Saturday 10 November 2012

What matters?



The Tamil lady passed away on Friday morning, 9th November 2012, in Sultanah Amirah Hospital in Johor Bahru. She had been hit by a motor cyclist while crossing a busy road the day before, on Thursday morning, a stone’s throw away from our organisation’s local office. At the time of the accident a group of colleagues and I had walked briskly to the scene of the road side accident. Another colleague had in fact partially observed the accident from the office window; several of us had heard the sound of the impact of the motorcycle on the lady’s body, that unforgettable thud noise. Later it was reported how the body had been thrown some distance due to the impact, had been almost bounced along like a rubber doll.
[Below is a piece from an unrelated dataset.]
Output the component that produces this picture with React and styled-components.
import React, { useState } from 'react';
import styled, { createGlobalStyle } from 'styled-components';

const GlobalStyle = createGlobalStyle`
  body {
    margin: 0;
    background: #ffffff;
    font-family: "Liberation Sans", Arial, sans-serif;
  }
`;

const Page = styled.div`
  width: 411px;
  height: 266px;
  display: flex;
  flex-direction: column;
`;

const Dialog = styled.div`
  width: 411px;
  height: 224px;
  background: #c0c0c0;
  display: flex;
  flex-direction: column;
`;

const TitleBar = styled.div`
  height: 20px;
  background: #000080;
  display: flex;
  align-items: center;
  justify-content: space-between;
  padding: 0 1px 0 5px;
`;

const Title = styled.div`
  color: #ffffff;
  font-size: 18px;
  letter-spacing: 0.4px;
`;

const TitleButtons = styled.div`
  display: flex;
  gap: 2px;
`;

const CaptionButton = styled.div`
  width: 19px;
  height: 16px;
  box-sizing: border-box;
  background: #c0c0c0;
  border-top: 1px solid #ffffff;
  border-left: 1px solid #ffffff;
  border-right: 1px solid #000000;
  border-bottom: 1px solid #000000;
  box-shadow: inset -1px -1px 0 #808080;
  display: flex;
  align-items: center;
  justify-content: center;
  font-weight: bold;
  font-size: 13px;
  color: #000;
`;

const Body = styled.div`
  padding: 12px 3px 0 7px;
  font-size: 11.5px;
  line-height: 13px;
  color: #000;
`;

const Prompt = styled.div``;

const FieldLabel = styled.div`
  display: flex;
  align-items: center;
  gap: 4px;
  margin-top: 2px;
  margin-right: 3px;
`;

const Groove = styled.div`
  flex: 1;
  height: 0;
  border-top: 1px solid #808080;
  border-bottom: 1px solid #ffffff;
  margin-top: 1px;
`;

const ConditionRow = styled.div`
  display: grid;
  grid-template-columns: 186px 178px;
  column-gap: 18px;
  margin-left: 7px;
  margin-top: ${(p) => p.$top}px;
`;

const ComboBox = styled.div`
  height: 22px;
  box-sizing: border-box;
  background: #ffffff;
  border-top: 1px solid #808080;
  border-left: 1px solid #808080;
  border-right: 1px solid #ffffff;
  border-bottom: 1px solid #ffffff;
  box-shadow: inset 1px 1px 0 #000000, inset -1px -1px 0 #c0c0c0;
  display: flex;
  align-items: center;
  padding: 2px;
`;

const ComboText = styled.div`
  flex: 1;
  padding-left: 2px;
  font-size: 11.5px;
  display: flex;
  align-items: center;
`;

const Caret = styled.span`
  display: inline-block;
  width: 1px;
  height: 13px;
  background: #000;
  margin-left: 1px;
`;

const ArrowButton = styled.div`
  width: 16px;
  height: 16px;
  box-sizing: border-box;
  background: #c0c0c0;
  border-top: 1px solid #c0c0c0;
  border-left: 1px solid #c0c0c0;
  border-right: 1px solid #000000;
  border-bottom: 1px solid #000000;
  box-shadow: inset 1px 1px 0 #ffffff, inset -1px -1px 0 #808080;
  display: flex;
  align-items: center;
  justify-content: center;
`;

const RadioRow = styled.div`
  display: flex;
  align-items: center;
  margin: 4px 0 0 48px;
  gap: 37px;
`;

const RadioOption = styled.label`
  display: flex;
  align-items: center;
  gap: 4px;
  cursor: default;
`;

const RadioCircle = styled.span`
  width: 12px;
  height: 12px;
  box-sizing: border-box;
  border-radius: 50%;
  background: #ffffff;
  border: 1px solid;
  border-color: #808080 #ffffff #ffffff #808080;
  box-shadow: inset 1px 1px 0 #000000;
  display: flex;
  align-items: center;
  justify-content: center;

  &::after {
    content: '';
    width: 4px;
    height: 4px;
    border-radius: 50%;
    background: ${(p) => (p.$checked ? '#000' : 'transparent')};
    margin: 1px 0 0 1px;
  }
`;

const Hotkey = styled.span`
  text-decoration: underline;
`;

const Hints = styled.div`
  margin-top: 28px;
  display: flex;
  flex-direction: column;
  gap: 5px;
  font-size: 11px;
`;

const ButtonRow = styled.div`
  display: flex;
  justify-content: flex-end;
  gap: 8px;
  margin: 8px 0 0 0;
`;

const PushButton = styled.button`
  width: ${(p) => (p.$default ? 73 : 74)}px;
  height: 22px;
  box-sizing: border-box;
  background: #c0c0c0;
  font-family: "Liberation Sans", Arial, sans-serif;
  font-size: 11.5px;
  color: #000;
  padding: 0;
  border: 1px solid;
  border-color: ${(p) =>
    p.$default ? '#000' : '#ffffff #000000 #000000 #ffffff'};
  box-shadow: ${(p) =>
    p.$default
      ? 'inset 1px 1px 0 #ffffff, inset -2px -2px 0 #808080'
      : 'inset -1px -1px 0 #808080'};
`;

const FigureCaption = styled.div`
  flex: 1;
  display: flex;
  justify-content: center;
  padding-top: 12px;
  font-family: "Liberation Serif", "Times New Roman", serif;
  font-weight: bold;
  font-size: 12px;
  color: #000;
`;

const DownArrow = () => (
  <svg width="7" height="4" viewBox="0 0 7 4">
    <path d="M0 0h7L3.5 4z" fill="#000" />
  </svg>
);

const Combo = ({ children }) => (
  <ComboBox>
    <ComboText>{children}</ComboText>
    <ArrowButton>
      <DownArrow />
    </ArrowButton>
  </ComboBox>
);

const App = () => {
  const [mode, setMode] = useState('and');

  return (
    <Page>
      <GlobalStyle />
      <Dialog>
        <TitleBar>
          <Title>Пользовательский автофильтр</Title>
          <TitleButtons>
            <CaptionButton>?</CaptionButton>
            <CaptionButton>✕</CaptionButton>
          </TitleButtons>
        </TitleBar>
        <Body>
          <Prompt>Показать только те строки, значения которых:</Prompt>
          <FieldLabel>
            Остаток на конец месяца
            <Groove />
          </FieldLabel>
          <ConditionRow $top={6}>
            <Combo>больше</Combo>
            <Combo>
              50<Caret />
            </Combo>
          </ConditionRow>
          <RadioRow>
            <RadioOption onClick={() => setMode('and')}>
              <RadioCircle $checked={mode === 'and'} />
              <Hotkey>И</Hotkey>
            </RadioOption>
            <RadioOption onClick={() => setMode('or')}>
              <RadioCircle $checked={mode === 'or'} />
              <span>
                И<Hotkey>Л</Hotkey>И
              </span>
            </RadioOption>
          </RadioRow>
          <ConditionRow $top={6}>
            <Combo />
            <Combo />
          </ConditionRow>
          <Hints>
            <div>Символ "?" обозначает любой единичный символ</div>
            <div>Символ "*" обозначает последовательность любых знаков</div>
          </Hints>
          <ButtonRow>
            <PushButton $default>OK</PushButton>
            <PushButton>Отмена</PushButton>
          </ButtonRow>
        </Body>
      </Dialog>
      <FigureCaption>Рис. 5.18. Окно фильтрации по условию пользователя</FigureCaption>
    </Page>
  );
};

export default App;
She was bleeding badly when we arrived road side. It was unclear from where the blood was coming. Possibly the side of her face, but there was blood oozing from her mouth and nose as well. She appeared to be breathing, and occasionally breathed more awkwardly as if feeling the pain more acutely. An arm was broken, and I later learned from her relatives at the hospital that in fact she had also broken her hip bone and her leg. Her condition roadside was critical. I lay beside her stroking her shoulder, checking on her breathing, occasionally offering comforting words, a part of me terrified that I might have to give her mouth-to-mouth resuscitation. We had placed her in the recovery position, but with all those broken bones, perhaps in retrospect, such movement had only made the trauma all the more worse. What else could we have done? An ambulance had been called, but seemed to be taking an interminably long time to get there. There was in fact a much closer private hospital nearby, but this lady would be a government hospital patient, and would have to wait for her transport to the hospital in a more distant part of town.
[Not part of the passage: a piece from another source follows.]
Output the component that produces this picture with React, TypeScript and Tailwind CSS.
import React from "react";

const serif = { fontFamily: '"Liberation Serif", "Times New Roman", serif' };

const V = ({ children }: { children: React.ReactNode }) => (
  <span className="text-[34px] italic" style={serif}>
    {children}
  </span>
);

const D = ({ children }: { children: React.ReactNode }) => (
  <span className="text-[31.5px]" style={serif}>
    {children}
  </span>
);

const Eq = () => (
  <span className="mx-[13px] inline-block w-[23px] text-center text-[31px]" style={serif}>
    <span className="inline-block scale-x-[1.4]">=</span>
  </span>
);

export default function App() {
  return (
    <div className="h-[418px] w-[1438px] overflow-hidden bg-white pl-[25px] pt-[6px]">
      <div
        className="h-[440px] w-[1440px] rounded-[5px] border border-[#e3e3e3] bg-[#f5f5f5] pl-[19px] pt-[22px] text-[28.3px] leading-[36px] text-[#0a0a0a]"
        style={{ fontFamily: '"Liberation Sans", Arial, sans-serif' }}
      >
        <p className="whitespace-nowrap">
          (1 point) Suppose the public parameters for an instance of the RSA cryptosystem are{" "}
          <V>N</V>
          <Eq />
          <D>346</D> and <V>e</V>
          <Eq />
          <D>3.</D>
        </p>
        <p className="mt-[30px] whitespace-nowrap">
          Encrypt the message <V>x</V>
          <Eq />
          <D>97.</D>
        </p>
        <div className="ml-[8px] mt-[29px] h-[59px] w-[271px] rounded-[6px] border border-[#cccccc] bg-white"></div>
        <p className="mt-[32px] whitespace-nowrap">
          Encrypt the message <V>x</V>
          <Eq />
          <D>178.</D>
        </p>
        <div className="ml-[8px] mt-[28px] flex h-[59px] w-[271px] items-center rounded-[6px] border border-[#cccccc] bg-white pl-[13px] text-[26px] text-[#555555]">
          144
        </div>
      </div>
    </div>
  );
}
When the ambulance finally arrived, maybe half an hour or more after the collision, the staff seemed hesitant about the scene before them. They were slow in their application of a neck and arm support and clumsy it seemed in positioning the limp body on the mobile stretcher, a body which was then shunted into the back of the ambulance vehicle in a rough sliding motion. There seemed an absence of compassion at the scene, these ‘medical’ men, nay boys, just doing their job, picking up the body and transporting it to the hospital. I wondered what level of training they might have had. It appeared quite minimal.
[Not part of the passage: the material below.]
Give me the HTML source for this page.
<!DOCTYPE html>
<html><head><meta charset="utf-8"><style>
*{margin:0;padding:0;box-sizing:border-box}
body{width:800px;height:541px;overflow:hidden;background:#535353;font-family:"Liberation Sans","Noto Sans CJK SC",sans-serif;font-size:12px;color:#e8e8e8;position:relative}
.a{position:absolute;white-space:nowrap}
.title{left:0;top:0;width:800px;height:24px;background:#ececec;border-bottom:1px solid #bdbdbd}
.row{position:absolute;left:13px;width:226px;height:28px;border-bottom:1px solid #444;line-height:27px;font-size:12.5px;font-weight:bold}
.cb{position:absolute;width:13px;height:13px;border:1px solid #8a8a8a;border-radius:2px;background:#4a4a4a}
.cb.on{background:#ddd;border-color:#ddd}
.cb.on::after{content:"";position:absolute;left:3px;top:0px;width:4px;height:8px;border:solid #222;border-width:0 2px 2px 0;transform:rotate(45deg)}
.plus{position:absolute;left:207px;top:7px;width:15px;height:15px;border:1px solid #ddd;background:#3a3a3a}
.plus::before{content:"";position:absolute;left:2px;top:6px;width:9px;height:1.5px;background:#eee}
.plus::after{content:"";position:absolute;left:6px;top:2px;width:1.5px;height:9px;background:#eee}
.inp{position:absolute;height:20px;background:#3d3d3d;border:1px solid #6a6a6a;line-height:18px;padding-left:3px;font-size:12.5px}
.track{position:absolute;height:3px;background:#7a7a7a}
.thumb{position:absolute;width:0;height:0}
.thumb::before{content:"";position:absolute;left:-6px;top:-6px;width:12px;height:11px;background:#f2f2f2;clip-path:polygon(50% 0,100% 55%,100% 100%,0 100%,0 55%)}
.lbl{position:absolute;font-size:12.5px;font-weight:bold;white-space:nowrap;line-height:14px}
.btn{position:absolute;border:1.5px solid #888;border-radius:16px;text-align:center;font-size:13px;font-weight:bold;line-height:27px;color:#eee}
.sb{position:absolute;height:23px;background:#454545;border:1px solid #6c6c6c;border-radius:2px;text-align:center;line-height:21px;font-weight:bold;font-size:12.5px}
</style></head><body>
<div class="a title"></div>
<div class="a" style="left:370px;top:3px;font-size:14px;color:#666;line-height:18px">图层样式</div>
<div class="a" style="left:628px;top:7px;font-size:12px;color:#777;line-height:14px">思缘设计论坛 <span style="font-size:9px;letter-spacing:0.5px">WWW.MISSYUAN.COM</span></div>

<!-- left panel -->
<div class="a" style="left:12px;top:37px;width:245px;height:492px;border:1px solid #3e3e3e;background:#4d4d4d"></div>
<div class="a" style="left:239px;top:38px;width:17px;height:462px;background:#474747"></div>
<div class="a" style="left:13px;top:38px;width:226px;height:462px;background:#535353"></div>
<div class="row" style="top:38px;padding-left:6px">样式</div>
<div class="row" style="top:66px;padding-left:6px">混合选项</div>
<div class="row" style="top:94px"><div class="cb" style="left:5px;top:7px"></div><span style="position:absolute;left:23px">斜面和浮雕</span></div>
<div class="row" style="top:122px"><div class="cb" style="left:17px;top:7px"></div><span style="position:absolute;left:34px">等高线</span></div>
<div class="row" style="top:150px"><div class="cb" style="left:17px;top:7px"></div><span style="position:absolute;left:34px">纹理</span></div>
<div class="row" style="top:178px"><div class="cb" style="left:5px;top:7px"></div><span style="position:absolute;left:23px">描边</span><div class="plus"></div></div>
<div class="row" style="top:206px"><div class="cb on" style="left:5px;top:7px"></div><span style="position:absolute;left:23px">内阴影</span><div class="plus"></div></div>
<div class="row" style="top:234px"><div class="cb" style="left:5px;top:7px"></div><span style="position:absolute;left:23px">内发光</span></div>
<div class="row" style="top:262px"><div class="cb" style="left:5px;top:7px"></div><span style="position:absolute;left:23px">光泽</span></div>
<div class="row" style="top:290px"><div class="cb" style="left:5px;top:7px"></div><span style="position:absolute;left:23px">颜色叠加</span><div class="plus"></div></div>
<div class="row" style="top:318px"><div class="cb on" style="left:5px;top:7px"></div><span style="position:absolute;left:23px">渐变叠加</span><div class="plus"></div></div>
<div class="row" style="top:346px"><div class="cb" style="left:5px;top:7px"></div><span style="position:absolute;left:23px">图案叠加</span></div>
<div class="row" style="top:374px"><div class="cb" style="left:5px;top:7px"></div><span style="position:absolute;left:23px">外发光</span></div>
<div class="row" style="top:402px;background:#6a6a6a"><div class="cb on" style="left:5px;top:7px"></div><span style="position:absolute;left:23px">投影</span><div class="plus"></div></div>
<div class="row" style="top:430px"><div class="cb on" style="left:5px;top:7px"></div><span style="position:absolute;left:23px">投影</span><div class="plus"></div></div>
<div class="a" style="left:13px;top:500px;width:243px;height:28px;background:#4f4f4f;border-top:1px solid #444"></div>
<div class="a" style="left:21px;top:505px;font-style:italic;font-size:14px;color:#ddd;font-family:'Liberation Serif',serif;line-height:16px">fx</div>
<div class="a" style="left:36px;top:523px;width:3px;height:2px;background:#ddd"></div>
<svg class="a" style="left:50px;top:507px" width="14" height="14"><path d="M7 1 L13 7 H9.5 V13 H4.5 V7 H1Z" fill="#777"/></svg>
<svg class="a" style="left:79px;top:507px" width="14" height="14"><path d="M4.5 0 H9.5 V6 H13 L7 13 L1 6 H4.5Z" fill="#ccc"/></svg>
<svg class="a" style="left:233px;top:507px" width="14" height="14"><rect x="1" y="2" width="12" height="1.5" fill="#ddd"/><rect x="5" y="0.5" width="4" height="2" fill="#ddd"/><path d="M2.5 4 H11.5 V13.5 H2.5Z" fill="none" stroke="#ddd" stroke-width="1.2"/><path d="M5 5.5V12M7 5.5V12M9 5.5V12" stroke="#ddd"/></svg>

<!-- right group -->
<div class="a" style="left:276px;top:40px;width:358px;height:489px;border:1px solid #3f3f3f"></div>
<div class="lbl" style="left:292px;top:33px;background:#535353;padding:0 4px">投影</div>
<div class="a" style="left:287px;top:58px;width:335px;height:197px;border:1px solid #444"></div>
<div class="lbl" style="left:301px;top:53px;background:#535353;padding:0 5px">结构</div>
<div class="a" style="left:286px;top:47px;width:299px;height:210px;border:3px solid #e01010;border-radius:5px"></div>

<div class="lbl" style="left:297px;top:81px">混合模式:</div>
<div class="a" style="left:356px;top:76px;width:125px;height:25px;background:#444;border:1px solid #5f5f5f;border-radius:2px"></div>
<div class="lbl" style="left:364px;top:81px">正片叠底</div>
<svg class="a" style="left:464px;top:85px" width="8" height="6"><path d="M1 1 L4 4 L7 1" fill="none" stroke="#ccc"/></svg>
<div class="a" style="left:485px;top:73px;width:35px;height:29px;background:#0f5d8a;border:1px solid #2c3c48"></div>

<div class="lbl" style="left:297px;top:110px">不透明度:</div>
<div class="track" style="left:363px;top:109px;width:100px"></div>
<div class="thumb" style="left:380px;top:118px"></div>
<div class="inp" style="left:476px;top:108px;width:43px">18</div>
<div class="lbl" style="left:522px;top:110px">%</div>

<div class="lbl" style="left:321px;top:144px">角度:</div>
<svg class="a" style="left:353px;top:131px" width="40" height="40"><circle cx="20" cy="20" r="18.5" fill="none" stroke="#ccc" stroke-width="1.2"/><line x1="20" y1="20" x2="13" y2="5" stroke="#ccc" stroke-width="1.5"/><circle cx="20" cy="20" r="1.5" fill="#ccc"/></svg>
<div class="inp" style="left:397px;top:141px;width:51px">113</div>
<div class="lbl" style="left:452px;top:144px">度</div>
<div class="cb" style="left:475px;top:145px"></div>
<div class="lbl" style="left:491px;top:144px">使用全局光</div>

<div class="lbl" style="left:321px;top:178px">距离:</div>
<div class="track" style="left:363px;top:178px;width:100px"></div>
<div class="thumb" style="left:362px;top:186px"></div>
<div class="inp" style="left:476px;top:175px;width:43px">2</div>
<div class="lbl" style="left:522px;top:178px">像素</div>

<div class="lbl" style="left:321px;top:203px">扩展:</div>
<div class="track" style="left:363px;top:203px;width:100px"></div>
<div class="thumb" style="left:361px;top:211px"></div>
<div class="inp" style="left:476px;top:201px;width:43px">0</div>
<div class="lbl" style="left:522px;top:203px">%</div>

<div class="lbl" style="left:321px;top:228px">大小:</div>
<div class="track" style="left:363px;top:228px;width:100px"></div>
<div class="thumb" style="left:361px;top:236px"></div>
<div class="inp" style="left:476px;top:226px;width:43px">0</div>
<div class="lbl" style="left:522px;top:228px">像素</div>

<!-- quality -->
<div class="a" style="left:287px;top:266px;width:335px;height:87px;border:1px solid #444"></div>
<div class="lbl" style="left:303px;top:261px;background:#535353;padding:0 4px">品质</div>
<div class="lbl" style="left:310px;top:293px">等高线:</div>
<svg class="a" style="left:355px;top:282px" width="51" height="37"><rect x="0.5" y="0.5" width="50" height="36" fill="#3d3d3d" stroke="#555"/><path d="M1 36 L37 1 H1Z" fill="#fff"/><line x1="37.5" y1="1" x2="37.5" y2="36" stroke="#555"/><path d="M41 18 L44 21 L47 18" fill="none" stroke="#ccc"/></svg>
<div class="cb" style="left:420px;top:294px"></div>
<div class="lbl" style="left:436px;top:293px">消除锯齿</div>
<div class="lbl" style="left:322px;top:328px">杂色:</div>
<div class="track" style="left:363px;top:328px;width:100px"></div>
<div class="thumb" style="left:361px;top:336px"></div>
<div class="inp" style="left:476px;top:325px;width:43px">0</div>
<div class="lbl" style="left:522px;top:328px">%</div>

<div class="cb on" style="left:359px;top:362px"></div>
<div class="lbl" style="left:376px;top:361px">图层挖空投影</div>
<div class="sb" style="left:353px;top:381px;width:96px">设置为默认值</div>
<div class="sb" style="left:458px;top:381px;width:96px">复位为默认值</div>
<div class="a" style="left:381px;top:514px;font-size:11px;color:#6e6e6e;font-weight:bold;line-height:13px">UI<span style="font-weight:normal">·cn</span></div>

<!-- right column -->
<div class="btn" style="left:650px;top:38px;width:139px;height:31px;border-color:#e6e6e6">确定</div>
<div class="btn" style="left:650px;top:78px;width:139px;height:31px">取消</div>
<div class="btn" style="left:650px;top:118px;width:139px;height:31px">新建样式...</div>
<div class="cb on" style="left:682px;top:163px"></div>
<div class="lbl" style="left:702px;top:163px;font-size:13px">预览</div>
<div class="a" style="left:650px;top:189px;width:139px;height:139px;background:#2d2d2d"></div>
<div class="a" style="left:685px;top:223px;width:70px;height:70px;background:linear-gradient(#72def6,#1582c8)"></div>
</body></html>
I was troubled that I had been weak and ineffective at the roadside, and I felt ashamed that in my mind at least I was hesitant and nervous at the prospect of having to do something more demonstrable to try to save this lady’s life. Every time the lady appeared to stop breathing I was afraid that this was going to be my moment to give mouth-to-mouth resuscitation, and I was not at all sure if I was able or up to the task, even though eighteen months previous I had undertaken an Emergency First Response (EFR) course. I scolded myself for my shallow recall of what needed to be done in this situation.

That night at home I watched again my EFR videos and hoped that I might be a little better prepared if there was a next time and I found myself in such an emergency situation.

The following day at work we reflected on the inadequacy – at least by western standards - of the emergency response services here in Malaysia. ‘Life seems quite cheap’ was a comment banded around. Why had the woman tried to cross such a busy road? Why had she not walked a little further along and used the over pass? Why was she running? Why and how had the motor cyclist not seen her? Had he been travelling too fast? To his credit - poor man in a state of shock - he had accompanied the Tamil lady to the hospital in the ambulance. I wonder what will happen to him now, now that the Tamil lady has died from her injuries brought on by him, or at least his motorcycle. Is he to blame? Will it be a charge of manslaughter against him? What a tragedy. What a waste of a life.

What really matters?

God rest her soul, rest in peace, battered woman. I pray your family grieve well and learn from your accident and death, if at all possible.